In our view, application of the doctrine of merger under the circumstances in this case may thwart the intention of the parties. The absence of any reference to merger in the contract documents, coupled with the apparent manifest intention of the parties that Petters' security be protected, creates an ambiguity that can only be resolved by ascertaining the intention of the parties on the question of merger at the time they entered into their various agreements.

This suit was instituted by verified complaint and order to show cause to which defendants filed an answer and counterclaim. It was decided in a summary manner. The trial judge construed the failure to expressly declare that merger did not apply to be dispositive of the issue. In effect, he applied the well settled doctrine that the law is a silent factor in every contract and that parties who enter into transactions must be presumed to have had the law in mind. See Gibraltar Factors Corp. v. Slapo, 23 N.J. 459, 465 (1957). However, in our view, application of the doctrine of merger, in equity, is dependent upon the intention of the parties. Our review of the documents suggests that the parties may not have intended that merger occur. However, determination of that intention will require that evidence be presented at a plenary trial as to the parties' intentions.

Ordinarily the construction of a written agreement is a matter for the court, but where its meaning is uncertain or ambiguous and depends upon parole evidence admitted in aid of interpretation, the meaning of the doubtful provisions is a *28 question of fact. Michaels v. Brookchester, Inc., 26 N.J. 379, 387 (1958). In the quest for the common intention of the parties to a contract, the court must consider the relations of the parties, the attendant circumstances, and the objects they were trying to attain. An agreement must be construed in the context of the circumstances under which it was entered into, and it must be accorded a rational meaning in keeping with the express general purpose. Tessmar v. Grosner, 23 N.J. 193, 201 (1957).

We believe the result reached by the Supreme Court in Ace Stone Inc. v. Wayne Tp., 47 N.J. 431, 440 (1966), is equally applicable to this case. There, the Supreme Court said:

It appears to us that the just course now is to remand the proceeding ... to enable the parties to introduce such oral and documentary evidence as may be available and relevant in aid of interpretation. After all of the evidence is in, determination may fairly be made as to whether the language used in the contract by the parties, when considered in the full light of their relations and objectives, and the attendant circumstances, contemplated that the extension of time clause and the related clauses would preclude plaintiff from asserting a claim for damages under the particular circumstances presented.

Reversed and remanded to the Chancery Division for further proceedings not inconsistent with this opinion. We do not retain jurisdiction.


[1] These corporations are referred to in appellant's brief as "the corporate defendants," although they are not named as defendants in the original complaint nor on this appeal.

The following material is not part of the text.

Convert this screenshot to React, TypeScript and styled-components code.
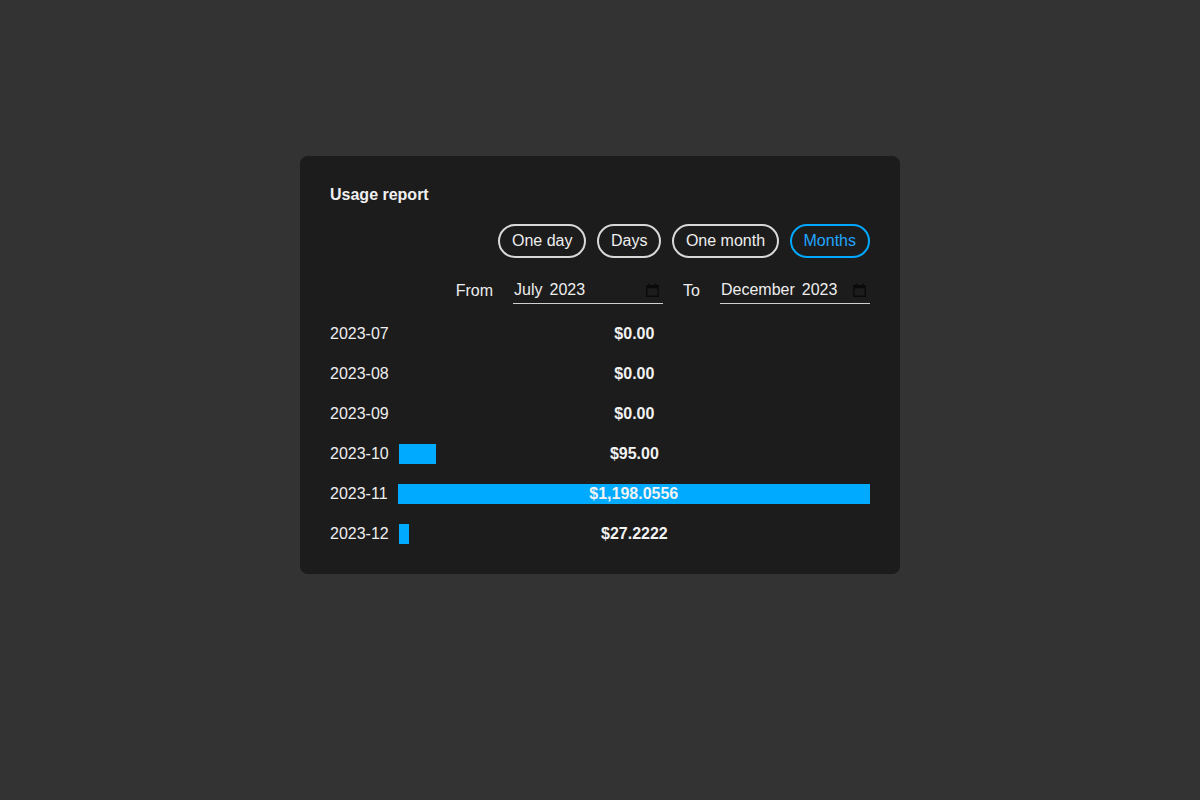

[2] The individual defendants also executed resignations as officers and directors of the corporations and executed a consent to transfer of the liquor license to Petters.

[3] This is clause 15 which subordinates the rights of the lessee (defendants) to the rights of the owner (Petters) and all mortgagees of the premises but "no such advance or mortgage shall exceed the balance due Lessor [Petters] on the agreement to purchase the business ... it being understood that this subordination clause shall not apply to any monies in excess of the balance due on said contract." It also provides that if lessee pays any sum due on any mortgage of lessor, lessee is entitled to a set-off against the rent and against the balance due on the note for the purchase price of the business.

[4] It is not clear as to whether the option was being exercised by Stellverdi, Inc., to whom the lease had been assigned, or by the individual defendants. While Petters argues that the assignment of the lease deprived the individual defendants of the right to exercise the option, the letter from Petters' attorney indicated that it did not care to whom the real estate was conveyed so long as its security was not impaired. Significantly, it did not join the corporate defendants in this action although it alleged in paragraph 8 of the complaint, "On May 21, 1979 defendants assigned their right, title and interest in the lease to Stellverdi, Inc." and in paragraph 11, "The plaintiff was willing to deliver a deed to defendants, although they relinquished their option, provided they comply with certain terms and conditions."

[5] Both the contract and lease provide that if the option is exercised the seller will deliver "marketable title" to be insured by a title insurance company authorized to do business in the State of New Jersey.

[6] In Colquhoun, 88 N.J. at 565, the court said: "... the intention of the parties generally determines whether two property interests will be legally merged. [Citations omitted.] ... As observed in Gimbel v. Venino, 135 N.J. Eq. 574, 576 (Ch. 1944): `[m]erger is largely a question of intention and stated generally the law is that when a mortgagee acquires the equity of redemption, the presumption is that he intends to extinguish his mortgage interest by merging it in the estate in fee. The presumption is rebuttable and will not prevail when it is clear that a merger was not intended, which intention may be expressly declared, or may appear from the particular equities of the case.'" [Id. at 565]

[7] The trial judge expressed the view that "[t]he note for the purchase of the business has been substantially reduced." In fact, at the time of the exercise of the option, only 10% of that note had been paid, leaving a balance of $450,000.

[8] This assignment neglected to assign the interest of Denjachris, Inc. to which the lease had also been assigned by defendants.

[9] Of course, when the deed is delivered and defendants become owners of the property, if there is no merger, Petters will be obliged to pay the rent called for by the lease to defendants, perhaps in the form of credit against the amount due on the indebtedness. We assume that the note had an acceleration clause rendering the total amount due in the event of default.

[10] Actually, the recorded "statement of agreement" executed by the parties on May 21, 1979 should alert any prospective purchaser to the existence of the contract between the parties. The record does not indicate in what book this document was recorded by the Monmouth County Clerk, but we assume that a search of the title to the real estate would reveal its existence.